The relationship between the I and the me is not as straightforward as Mead makes out. He gives the impression that the I emerges into the present moment from the context of previous me’s, constituted by past events and relationships, and the relationships continuing into the same present moment; that this I is undetermined and in a position to be creative and introduce novelty. My impression is that this is not normally the case; that the I is, more often than not, determined by the present context, what the existentialists would call inauthentic existence. The I in fact is not an I but is subsumed into the me. The person is carried along by the tide of events and relationships accepting the me imposed by the generalised other. In order for the creative I to emerge a space needs to be created between it and the present me. This is usually generated by a crisis, or some crucial event which distances the I, forcing it to examine the present situation, which causes it to stand back, to put things into perspective.

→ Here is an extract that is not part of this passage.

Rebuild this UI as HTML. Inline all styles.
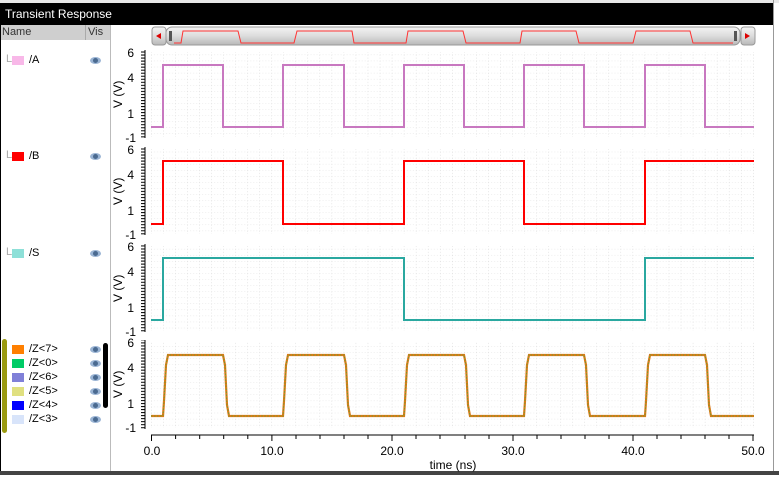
<!DOCTYPE html><html><head><style>
body{margin:0;width:779px;height:477px;background:#fff;overflow:hidden;font-family:"Liberation Sans",sans-serif;position:relative}
.t{position:absolute;font-size:11px;color:#000}
.sw{position:absolute;width:12px;height:9px}
.eye{position:absolute;width:11px;height:7px;border-radius:50%;background:#9ab4d4;}
.eye:after{content:"";position:absolute;left:3px;top:1px;width:5px;height:5px;border-radius:50%;background:#4a6a90}
</style></head><body>
<div style="position:absolute;left:0;top:0;width:779px;height:3px;background:#e8e8e8"></div>
<div style="position:absolute;left:0;top:3px;width:773px;height:22px;background:#000"></div>
<div style="position:absolute;left:5px;top:7px;color:#fff;font-size:12px">Transient Response</div>
<div style="position:absolute;left:0;top:25px;width:1px;height:450px;background:#000"></div>
<div style="position:absolute;left:1px;top:25px;width:109px;height:15px;background:#cfcfcf"></div>
<div style="position:absolute;left:85px;top:25px;width:1px;height:15px;background:#aaa"></div>
<div class="t" style="left:2px;top:26px;color:#333">Name</div>
<div class="t" style="left:88px;top:26px;color:#333">Vis</div>
<div style="position:absolute;left:110px;top:25px;width:1px;height:447px;background:#bbb"></div>
<div style="position:absolute;left:773px;top:0;width:1px;height:475px;background:#999"></div>
<div style="position:absolute;left:0;top:471px;width:779px;height:4px;background:#444"></div>

<div class="t" style="left:6px;top:53px;color:#aaa">L</div><div class="sw" style="left:12px;top:56px;background:#f8b8e8"></div><div class="t" style="left:29px;top:54px">/A</div><div class="eye" style="left:90px;top:57px"></div>
<div class="t" style="left:6px;top:149px;color:#aaa">L</div><div class="sw" style="left:12px;top:152px;background:#f00"></div><div class="t" style="left:29px;top:150px">/B</div><div class="eye" style="left:90px;top:153px"></div>
<div class="t" style="left:6px;top:246px;color:#aaa">L</div><div class="sw" style="left:12px;top:249px;background:#8ee0d8"></div><div class="t" style="left:29px;top:247px">/S</div><div class="eye" style="left:90px;top:250px"></div>

<div style="position:absolute;left:2px;top:339px;width:5px;height:94px;background:#9a9a10;border-radius:3px"></div>
<div style="position:absolute;left:103px;top:343px;width:5px;height:65px;background:#000;border-radius:3px"></div>
<div class="sw" style="left:12px;top:345px;background:#ff7f00"></div><div class="t" style="left:29px;top:343px">/Z&lt;7&gt;</div><div class="eye" style="left:90px;top:346px"></div>
<div class="sw" style="left:12px;top:359px;background:#00cc66"></div><div class="t" style="left:29px;top:357px">/Z&lt;0&gt;</div><div class="eye" style="left:90px;top:360px"></div>
<div class="sw" style="left:12px;top:373px;background:#8080d8"></div><div class="t" style="left:29px;top:371px">/Z&lt;6&gt;</div><div class="eye" style="left:90px;top:374px"></div>
<div class="sw" style="left:12px;top:387px;background:#e0e080"></div><div class="t" style="left:29px;top:385px">/Z&lt;5&gt;</div><div class="eye" style="left:90px;top:388px"></div>
<div class="sw" style="left:12px;top:401px;background:#0000ff"></div><div class="t" style="left:29px;top:399px">/Z&lt;4&gt;</div><div class="eye" style="left:90px;top:402px"></div>
<div class="sw" style="left:12px;top:415px;background:#d8e4fa"></div><div class="t" style="left:29px;top:413px">/Z&lt;3&gt;</div><div class="eye" style="left:90px;top:416px"></div>

<svg style="position:absolute;left:0;top:0" width="779" height="477" font-family="Liberation Sans" font-size="12">
<defs>
<linearGradient id="g" x1="0" y1="0" x2="0" y2="1"><stop offset="0" stop-color="#f4f4f4"/><stop offset="0.5" stop-color="#dcdcdc"/><stop offset="1" stop-color="#b8b8b8"/></linearGradient>
<pattern id="grid" width="12.04" height="6.07" patternUnits="userSpaceOnUse" x="151">
<line x1="0" y1="0" x2="0" y2="6.07" stroke="#ccc" stroke-width="1" stroke-dasharray="1,2"/>
<line x1="0" y1="0" x2="12.04" y2="0" stroke="#ddd" stroke-width="1" stroke-dasharray="1,2"/>
</pattern>
<pattern id="tk" width="4" height="3.03" patternUnits="userSpaceOnUse"><line x1="0" y1="0.5" x2="4" y2="0.5" stroke="#000"/></pattern>
</defs>
<rect x="152" y="27" width="14" height="18" rx="3" fill="url(#g)" stroke="#999"/>
<polygon points="156,36 161,33 161,39" fill="#d00"/>
<rect x="166" y="27" width="574" height="18" rx="6" fill="url(#g)" stroke="#999"/>
<rect x="169" y="31" width="3" height="10" fill="#555"/><rect x="734" y="31" width="3" height="10" fill="#555"/>
<rect x="741" y="27" width="14" height="18" rx="3" fill="url(#g)" stroke="#999"/>
<polygon points="745,33 750,36 745,39" fill="#d00"/>
<polyline fill="none" stroke="#f33" stroke-width="1" points="174,43 181,43 183,31 238,31 241,43 294,43 297,31 352,31 354,43 406,43 408,31 463,31 466,43 520,43 522,31 576,31 579,43 633,43 636,31 690,31 693,43 733,43"/>

<g>
<rect x="151" y="52" width="603" height="85" fill="url(#grid)"/>
<rect x="151" y="149" width="603" height="85" fill="url(#grid)"/>
<rect x="151" y="246" width="603" height="85" fill="url(#grid)"/>
<rect x="151" y="342" width="603" height="86" fill="url(#grid)"/>
</g>
<g stroke="#000">
<line x1="145" y1="50" x2="145" y2="138"/><line x1="145" y1="147" x2="145" y2="235"/><line x1="145" y1="244" x2="145" y2="332"/><line x1="145" y1="340" x2="145" y2="429"/>
</g>
<rect x="141" y="50" width="4" height="88" fill="url(#tk)"/>
<rect x="141" y="147" width="4" height="88" fill="url(#tk)"/>
<rect x="141" y="244" width="4" height="88" fill="url(#tk)"/>
<rect x="141" y="340" width="4" height="89" fill="url(#tk)"/>
<g text-anchor="end" font-size="12">
<text x="134" y="57">6</text><text x="134" y="82">4</text><text x="134" y="118">1</text><text x="136" y="142">-1</text>
<text x="134" y="154">6</text><text x="134" y="179">4</text><text x="134" y="215">1</text><text x="136" y="239">-1</text>
<text x="134" y="251">6</text><text x="134" y="276">4</text><text x="134" y="312">1</text><text x="136" y="336">-1</text>
<text x="134" y="347">6</text><text x="134" y="372">4</text><text x="134" y="408">1</text><text x="136" y="432">-1</text>
</g>
<g font-size="12">
<text transform="translate(122,108) rotate(-90)">V (V)</text>
<text transform="translate(122,205) rotate(-90)">V (V)</text>
<text transform="translate(122,302) rotate(-90)">V (V)</text>
<text transform="translate(122,398) rotate(-90)">V (V)</text>
</g>
<polyline fill="none" stroke="#c878c0" stroke-width="2" points="151,127 163,127 163,65 223,65 223,127 283,127 283,65 344,65 344,127 404,127 404,65 464,65 464,127 524,127 524,65 584,65 584,127 645,127 645,65 705,65 705,127 754,127"/>
<polyline fill="none" stroke="#f00" stroke-width="2" points="151,224 163,224 163,161 283,161 283,224 404,224 404,161 524,161 524,224 645,224 645,161 754,161"/>
<polyline fill="none" stroke="#2aa8a0" stroke-width="2" points="151,320 163,320 163,258 404,258 404,320 645,320 645,258 754,258"/>
<polyline fill="none" stroke="#e07818" stroke-width="2.2" points="151,416 163,416 164,401 166,365 168,355 223,355 225,365 227,405 229,416 283,416 284,401 286,365 288,355 344,355 346,365 348,405 350,416 404,416 405,401 407,365 409,355 464,355 466,365 468,405 470,416 524,416 525,401 527,365 529,355 584,355 586,365 588,405 590,416 645,416 646,401 648,365 650,355 705,355 707,365 709,405 711,416 754,416"/>
<polyline fill="none" stroke="#6aa030" stroke-width="1" stroke-dasharray="1.5,1.5" points="151,416 163,416 164,401 166,365 168,355 223,355 225,365 227,405 229,416 283,416 284,401 286,365 288,355 344,355 346,365 348,405 350,416 404,416 405,401 407,365 409,355 464,355 466,365 468,405 470,416 524,416 525,401 527,365 529,355 584,355 586,365 588,405 590,416 645,416 646,401 648,365 650,355 705,355 707,365 709,405 711,416 754,416"/>
<line x1="151" y1="435" x2="754" y2="435" stroke="#000"/>
<g stroke="#000">
<line x1="151.5" y1="435" x2="151.5" y2="441"/><line x1="175.6" y1="435" x2="175.6" y2="439"/><line x1="199.7" y1="435" x2="199.7" y2="439"/><line x1="223.7" y1="435" x2="223.7" y2="439"/><line x1="247.8" y1="435" x2="247.8" y2="439"/>
<line x1="271.9" y1="435" x2="271.9" y2="441"/><line x1="296" y1="435" x2="296" y2="439"/><line x1="320" y1="435" x2="320" y2="439"/><line x1="344" y1="435" x2="344" y2="439"/><line x1="368" y1="435" x2="368" y2="439"/>
<line x1="392" y1="435" x2="392" y2="441"/><line x1="416" y1="435" x2="416" y2="439"/><line x1="440" y1="435" x2="440" y2="439"/><line x1="465" y1="435" x2="465" y2="439"/><line x1="489" y1="435" x2="489" y2="439"/>
<line x1="513" y1="435" x2="513" y2="441"/><line x1="537" y1="435" x2="537" y2="439"/><line x1="561" y1="435" x2="561" y2="439"/><line x1="585" y1="435" x2="585" y2="439"/><line x1="609" y1="435" x2="609" y2="439"/>
<line x1="633" y1="435" x2="633" y2="441"/><line x1="657" y1="435" x2="657" y2="439"/><line x1="681" y1="435" x2="681" y2="439"/><line x1="705" y1="435" x2="705" y2="439"/><line x1="729" y1="435" x2="729" y2="439"/><line x1="753" y1="435" x2="753" y2="441"/>
</g>
<g text-anchor="middle" font-size="12">
<text x="152" y="455">0.0</text><text x="272" y="455">10.0</text><text x="392" y="455">20.0</text><text x="513" y="455">30.0</text><text x="633" y="455">40.0</text><text x="753" y="455">50.0</text>
<text x="453" y="469">time (ns)</text>
</g>
</svg>
</body></html>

Even then the I may not be in a position to be creative and innovative. It may be too constrained by the pressures and relationships of the moment, it may lack the imaginative resources to break free. Mead fails to take into account the energy generated by these surrounding events and the corresponding inner strength required to abstract from them. This inner strength needs a foundation, a base, a fulcrum from which it can exert itself. This may be a supportive relationship, it may an awareness that one’s being is rooted in Being. One of the advantages of meditation is that it does create this distance. It allows one to see how ephemeral are the shifting events and relationships. It brings into awareness the inner still point, the unmoving (and unchanging?) centre. I am reminded of the Chhandogya Upanishad:
In this body, in this town of Spirit,
there is a little house shaped like a lotus,
and in that house there is a little space.
One should know what is there…
What lies in that space does not decay when the body decays,
nor does it fall when the body falls.
That space is the home of Spirit.
Every desire is there.
Self is there, beyond decay and death.